Common Mistakes and Misconceptions

  • “Stop-limit means safer.” - It’s safer on price, riskier on execution.
  • “It always protects me.” - Gaps make it useless.
  • “Tight limits are better.” - Tight limits often mean no fill.
  • “Pros always use them.” - Many pros actively avoid them.

Benefits and Limitations

Benefits:

  • Precise price control
  • Reduced slippage risk
  • Useful in technical trading
  • Protects against rogue prints

Limitations:

  • No execution guarantee
  • Fails in gap moves
  • Requires active monitoring
  • Can create false confidence

Frequently Asked Questions

Is a stop-limit order better than a stop-loss?

It depends on whether price or certainty matters more.
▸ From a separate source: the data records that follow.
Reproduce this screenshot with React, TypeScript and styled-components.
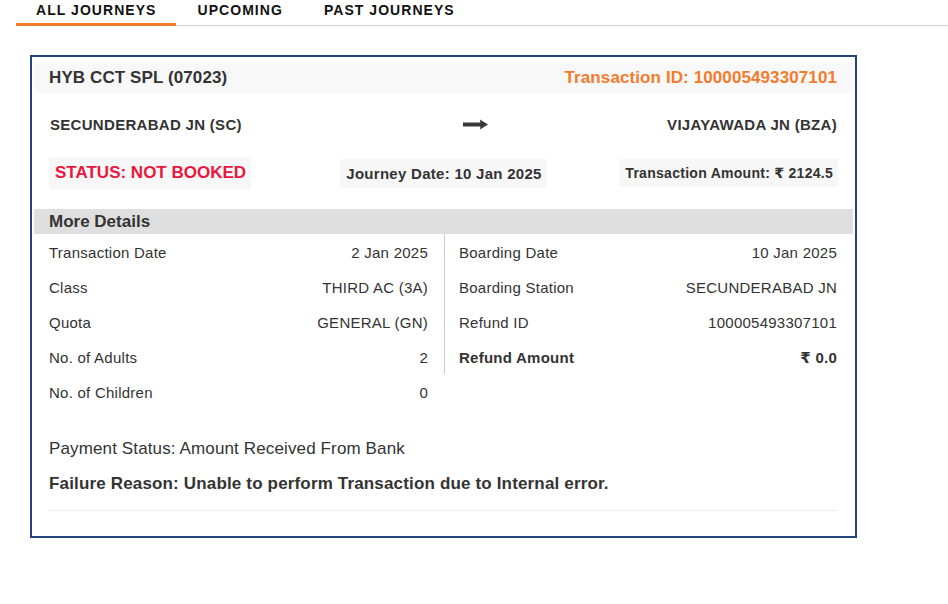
import React from "react";
import styled, { createGlobalStyle } from "styled-components";

const GlobalStyle = createGlobalStyle`
  html, body { margin: 0; padding: 0; background: #ffffff; }
  body {
    font-family: "Liberation Sans", Arial, "DejaVu Sans", sans-serif;
    color: #333333;
  }
  * { box-sizing: border-box; }
`;

const Page = styled.div`
  width: 948px;
  min-height: 604px;
`;

const TabBar = styled.div`
  display: flex;
  margin-left: 16px;
  height: 26px;
  border-bottom: 1px solid #cfcfcf;
`;

const Tab = styled.div<{ $active?: boolean }>`
  padding: 0 20px 0 20px;
  height: 26px;
  line-height: 20px;
  font-size: 14px;
  font-weight: 700;
  letter-spacing: 1.05px;
  color: #111111;
  border-bottom: 3px solid ${(p) => (p.$active ? "#f47b2c" : "transparent")};
  white-space: nowrap;
  & + & {
    padding-left: 21px;
  }
`;

const Card = styled.section`
  width: 827px;
  margin: 29px 0 0 30px;
  border: 2px solid #23437f;
  padding: 6px 2px 25px 2px;
`;

const HeaderBand = styled.div`
  display: flex;
  align-items: center;
  justify-content: space-between;
  height: 30px;
  padding: 0 16px 0 15px;
  background: #f8f8f8;
  font-size: 17px;
  font-weight: 700;
  letter-spacing: 0.1px;
`;

const TrainName = styled.span`
  color: #333333;
`;

const TxnId = styled.span`
  color: #f47b2c;
`;

const RouteRow = styled.div`
  display: grid;
  grid-template-columns: 1fr auto 1fr;
  align-items: center;
  height: 62px;
  padding: 0 16px 0 16px;
`;

const Station = styled.span<{ $align: "start" | "end" }>`
  justify-self: ${(p) => p.$align};
  font-size: 15px;
  font-weight: 700;
  letter-spacing: 0.3px;
  color: #333333;
  white-space: nowrap;
`;

const ArrowWrap = styled.span`
  display: flex;
  margin-left: 64px;
  margin-top: 1px;
`;

const StatusRow = styled.div`
  display: grid;
  grid-template-columns: 1fr 1fr 1fr;
  align-items: center;
  margin-top: 2px;
  padding: 0 15px;
`;

const InfoBox = styled.div<{ $align: "start" | "center" | "end"; $size: number; $color?: string }>`
  justify-self: ${(p) => p.$align};
  background: #f7f7f7;
  padding: 6px 5px 6px 6px;
  font-size: ${(p) => p.$size}px;
  font-weight: 700;
  letter-spacing: ${(p) => (p.$size < 17 ? "0.28px" : "0")};
  color: ${(p) => p.$color || "#333333"};
  white-space: nowrap;
`;

const SectionBand = styled.div`
  margin-top: 20px;
  height: 25px;
  line-height: 25px;
  padding-left: 15px;
  background: #dfdfdf;
  font-size: 17px;
  font-weight: 700;
  color: #333333;
`;

const DetailsGrid = styled.div`
  display: grid;
  grid-template-columns: 410px 1fr;
  align-items: start;
`;

const DetailColumn = styled.div<{ $divider?: boolean }>`
  display: flex;
  flex-direction: column;
  padding: 0 16px 0 ${(p) => (p.$divider ? "14px" : "15px")};
  border-left: ${(p) => (p.$divider ? "1px solid #cccccc" : "none")};
`;

const DetailRow = styled.div<{ $strong?: boolean }>`
  display: flex;
  justify-content: space-between;
  height: 35px;
  padding-top: 3px;
  line-height: 32px;
  font-size: 15px;
  letter-spacing: 0.25px;
  font-weight: ${(p) => (p.$strong ? 700 : 400)};
  color: #333333;
  white-space: nowrap;
`;

const FooterBlock = styled.div`
  padding: 0 15px;
  margin-top: 28px;
`;

const FooterLine = styled.div<{ $strong?: boolean }>`
  line-height: 24px;
  font-size: 17px;
  letter-spacing: ${(p) => (p.$strong ? "0.16px" : "0.13px")};
  font-weight: ${(p) => (p.$strong ? 700 : 400)};
  color: #333333;
  & + & {
    margin-top: 11px;
  }
`;

const Rule = styled.hr`
  margin: 14px 0 0 0;
  border: none;
  border-top: 1px solid #ececec;
`;

const Arrow = () => (
  <svg width="25" height="11" viewBox="0 0 25 11" aria-hidden="true">
    <rect x="0" y="3.5" width="19" height="4" fill="#383838" />
    <path d="M17 0.5 L25 5.5 L17 10.5 Q18.2 5.5 17 0.5 Z" fill="#383838" />
  </svg>
);

const leftDetails: [string, string][] = [
  ["Transaction Date", "2 Jan 2025"],
  ["Class", "THIRD AC (3A)"],
  ["Quota", "GENERAL (GN)"],
  ["No. of Adults", "2"],
  ["No. of Children", "0"],
];

const rightDetails: [string, string, boolean][] = [
  ["Boarding Date", "10 Jan 2025", false],
  ["Boarding Station", "SECUNDERABAD JN", false],
  ["Refund ID", "100005493307101", false],
  ["Refund Amount", "₹ 0.0", true],
];

export default function App() {
  return (
    <Page>
      <GlobalStyle />
      <TabBar>
        <Tab $active>ALL JOURNEYS</Tab>
        <Tab>UPCOMING</Tab>
        <Tab>PAST JOURNEYS</Tab>
      </TabBar>
      <Card>
        <HeaderBand>
          <TrainName>HYB CCT SPL (07023)</TrainName>
          <TxnId>Transaction ID: 100005493307101</TxnId>
        </HeaderBand>
        <RouteRow>
          <Station $align="start">SECUNDERABAD JN (SC)</Station>
          <ArrowWrap>
            <Arrow />
          </ArrowWrap>
          <Station $align="end">VIJAYAWADA JN (BZA)</Station>
        </RouteRow>
        <StatusRow>
          <InfoBox $align="start" $size={17} $color="#e8173f">
            STATUS: NOT BOOKED
          </InfoBox>
          <InfoBox $align="center" $size={15}>
            Journey Date: 10 Jan 2025
          </InfoBox>
          <InfoBox $align="end" $size={14}>
            Transaction Amount: ₹ 2124.5
          </InfoBox>
        </StatusRow>
        <SectionBand>More Details</SectionBand>
        <DetailsGrid>
          <DetailColumn>
            {leftDetails.map(([k, v]) => (
              <DetailRow key={k}>
                <span>{k}</span>
                <span>{v}</span>
              </DetailRow>
            ))}
          </DetailColumn>
          <DetailColumn $divider>
            {rightDetails.map(([k, v, strong]) => (
              <DetailRow key={k} $strong={strong}>
                <span>{k}</span>
                <span>{v}</span>
              </DetailRow>
            ))}
          </DetailColumn>
        </DetailsGrid>
        <FooterBlock>
          <FooterLine>Payment Status: Amount Received From Bank</FooterLine>
          <FooterLine $strong>
            Failure Reason: Unable to perform Transaction due to Internal error.
          </FooterLine>
          <Rule />
        </FooterBlock>
      </Card>
    </Page>
  );
}
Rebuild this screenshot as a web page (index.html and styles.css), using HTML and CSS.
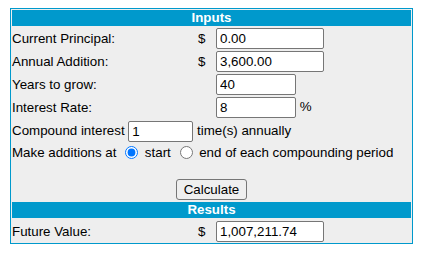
FILE: index.html
```html
<!doctype html>
<html>
<head>
<meta charset="utf-8">
<title>Compound Interest Calculator</title>
<link rel="stylesheet" href="styles.css">
</head>
<body>
<form class="calc" onsubmit="return false;">
	<div class="bar">Inputs</div>
	<div class="row">
		<span class="lbl">Current Principal:</span>
		<span class="cur">$</span>
		<span><input type="text" class="box wide" value="0.00"></span>
	</div>
	<div class="row">
		<span class="lbl">Annual Addition:</span>
		<span class="cur">$</span>
		<span><input type="text" class="box wide" value="3,600.00"></span>
	</div>
	<div class="row">
		<span class="lbl">Years to grow:</span>
		<span class="cur"></span>
		<span><input type="text" class="box mid" value="40"></span>
	</div>
	<div class="row">
		<span class="lbl">Interest Rate:</span>
		<span class="cur"></span>
		<span><input type="text" class="box mid" value="8"> %</span>
	</div>
	<div class="line">Compound interest <input type="text" class="box small" value="1"> time(s) annually</div>
	<div class="line radios">Make additions at <input type="radio" name="when" checked> start <input type="radio" name="when"> end of each compounding period</div>
	<div class="act"><button type="button">Calculate</button></div>
	<div class="bar">Results</div>
	<div class="row last">
		<span class="lbl">Future Value:</span>
		<span class="cur">$</span>
		<span><input type="text" class="box wide" value="1,007,211.74"></span>
	</div>
</form>
</body>
</html>
```

FILE: styles.css
```css
body{
	margin:8px 10px;
	font-family:"Liberation Sans", Arial, sans-serif;
	font-size:13.333px;
	color:#000;
}
.calc{
	margin:0;
	border:1px solid #0099cc;
	background-color:#eeeeee;
	padding:1px;
}
.bar{
	background-color:#0099cc;
	color:#fff;
	font-weight:bold;
	text-align:center;
	height:16px;
	line-height:16px;
}
.row{
	display:grid;
	grid-template-columns:185px 19px 1fr;
	align-items:center;
	height:21px;
	padding-top:2px;
}
.row.last{
	padding-top:3px;
	height:21px;
}
.cur{
	padding-left:1px;
}
.line{
	height:21px;
	padding-top:2px;
	line-height:21px;
}
.radios{
	height:23px;
	padding-top:0;
	line-height:23px;
}
.radios input{
	margin:0 3px 0 5px;
	width:13px;
	height:13px;
	vertical-align:middle;
	position:relative;
	top:-1px;
}
.box{
	box-sizing:border-box;
	height:21px;
	margin:0;
	padding:1px 3px;
	border:1px solid #767676;
	border-radius:2px;
	background:#fff;
	font-family:"Liberation Sans", Arial, sans-serif;
	font-size:13.333px;
	color:#000;
	vertical-align:middle;
}
.wide{width:108px;}
.mid{width:80px;}
.small{width:65px;}
.act{
	text-align:center;
	padding-top:15px;
	padding-bottom:2px;
}
.act button{
	box-sizing:border-box;
	height:21px;
	margin:0;
	padding:1px 7px;
	border:1px solid #767676;
	border-radius:3px;
	background:#efefef;
	font-family:"Liberation Sans", Arial, sans-serif;
	font-size:13.333px;
	color:#000;
	vertical-align:top;
}
```
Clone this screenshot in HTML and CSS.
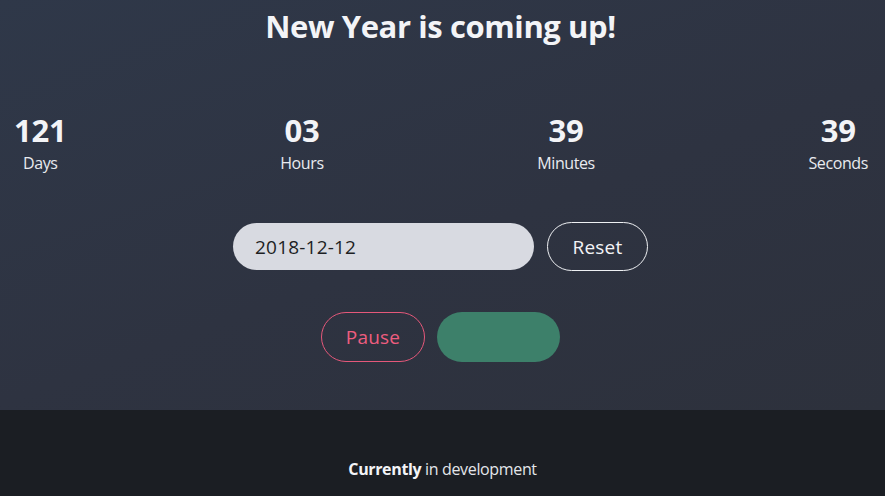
FILE: index.html
```html
<!DOCTYPE html>
<html lang="en">
<head>
<meta charset="utf-8">
<title>New Year Countdown</title>
<link rel="stylesheet" href="styles.css">
</head>
<body>
<main class="hero">
  <h1 class="title">New Year is coming up!</h1>
  <div class="countdown">
    <div class="unit"><span class="num">121</span><span class="label">Days</span></div>
    <div class="unit"><span class="num">03</span><span class="label">Hours</span></div>
    <div class="unit"><span class="num">39</span><span class="label">Minutes</span></div>
    <div class="unit"><span class="num">39</span><span class="label">Seconds</span></div>
  </div>
  <div class="date-row">
    <input class="date-input" type="text" value="2018-12-12">
    <button class="btn btn-outline">Reset</button>
  </div>
  <div class="action-row">
    <button class="btn btn-pause">Pause</button>
    <button class="btn btn-go"></button>
  </div>
</main>
<footer class="footer">
  <p class="footer-text"><strong>Currently</strong> in development</p>
</footer>
</body>
</html>
```
FILE: styles.css
```css
* { box-sizing: border-box; }
html, body { margin: 0; padding: 0; }
body {
  font-family: "Open Sans", "Noto Sans", sans-serif;
  color: #f3f4f7;
  background: #1b1e23;
}
.hero {
  height: 410px;
  padding-right: 4px;
  background: linear-gradient(160deg, #2f3849 0%, #2e3341 55%, #2d313c 100%);
  display: flex;
  flex-direction: column;
  align-items: center;
}
.title {
  margin: 5px 0 0;
  font-size: 31px;
  font-weight: 700;
  letter-spacing: -0.4px;
  line-height: 42px;
}
.countdown {
  align-self: stretch;
  display: flex;
  justify-content: space-between;
  padding: 0 13px 0 14px;
  margin-top: 65px;
}
.unit {
  display: flex;
  flex-direction: column;
  align-items: center;
}
.num {
  font-size: 31px;
  font-weight: 700;
  line-height: 36px;
  letter-spacing: -0.2px;
}
.label {
  margin-top: 5px;
  font-size: 16px;
  line-height: 20px;
  letter-spacing: -0.4px;
  color: #e8eaef;
}
.date-row {
  display: flex;
  align-items: center;
  gap: 13px;
  margin-top: 49px;
}
.date-input {
  width: 301px;
  height: 47px;
  border: none;
  border-radius: 24px;
  background: #d8dae1;
  font-family: "Open Sans", "Noto Sans", sans-serif;
  font-size: 19px;
  letter-spacing: 0.2px;
  color: #1d1f24;
  padding: 0 22px;
  outline: none;
}
.btn {
  height: 49px;
  border-radius: 25px;
  font-family: "Open Sans", "Noto Sans", sans-serif;
  font-size: 19px;
  letter-spacing: 0.2px;
  cursor: pointer;
}
.btn-outline {
  width: 101px;
  background: transparent;
  border: 1px solid #eef0f3;
  color: #f3f4f7;
}
.action-row {
  display: flex;
  gap: 12px;
  margin-top: 41px;
}
.btn-pause {
  width: 104px;
  height: 50px;
  background: transparent;
  border: 1px solid #e5587a;
  color: #ee5d7f;
}
.btn-go {
  width: 123px;
  height: 50px;
  border: none;
  background: #3d806a;
}
.footer {
  height: 86px;
  display: flex;
  justify-content: center;
  align-items: flex-end;
}
.footer-text {
  margin: 0 0 16px;
  font-size: 16px;
  letter-spacing: -0.35px;
  color: #e4e6ea;
  font-weight: 400;
}
.footer-text strong { font-weight: 700; color: #f3f4f7; }
```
Stop-limit controls price; stop-loss (market) guarantees exit.

Can a stop-limit order expire unfilled?

Yes. If price gaps past the limit, it may never execute.

Should beginners use stop-limit orders?

Only after understanding gap risk. Many beginners underestimate it.

Do stop-limit orders work after hours?

Usually no, unless your broker explicitly supports it.


The Bottom Line

A stop-limit order is a precision tool-not a safety net. It gives you control over price, but zero mercy from the market if things move fast. Use it when markets are orderly, avoid it when chaos is on the menu.


Related Terms

  • Stop-Market Order - Guarantees execution but not price.
  • Limit Order - Executes only at a specified price or better.
  • Market Order - Executes immediately at the best available price.
  • Trailing Stop - Adjusts dynamically with price movement.
  • Slippage - The difference between expected and actual execution price.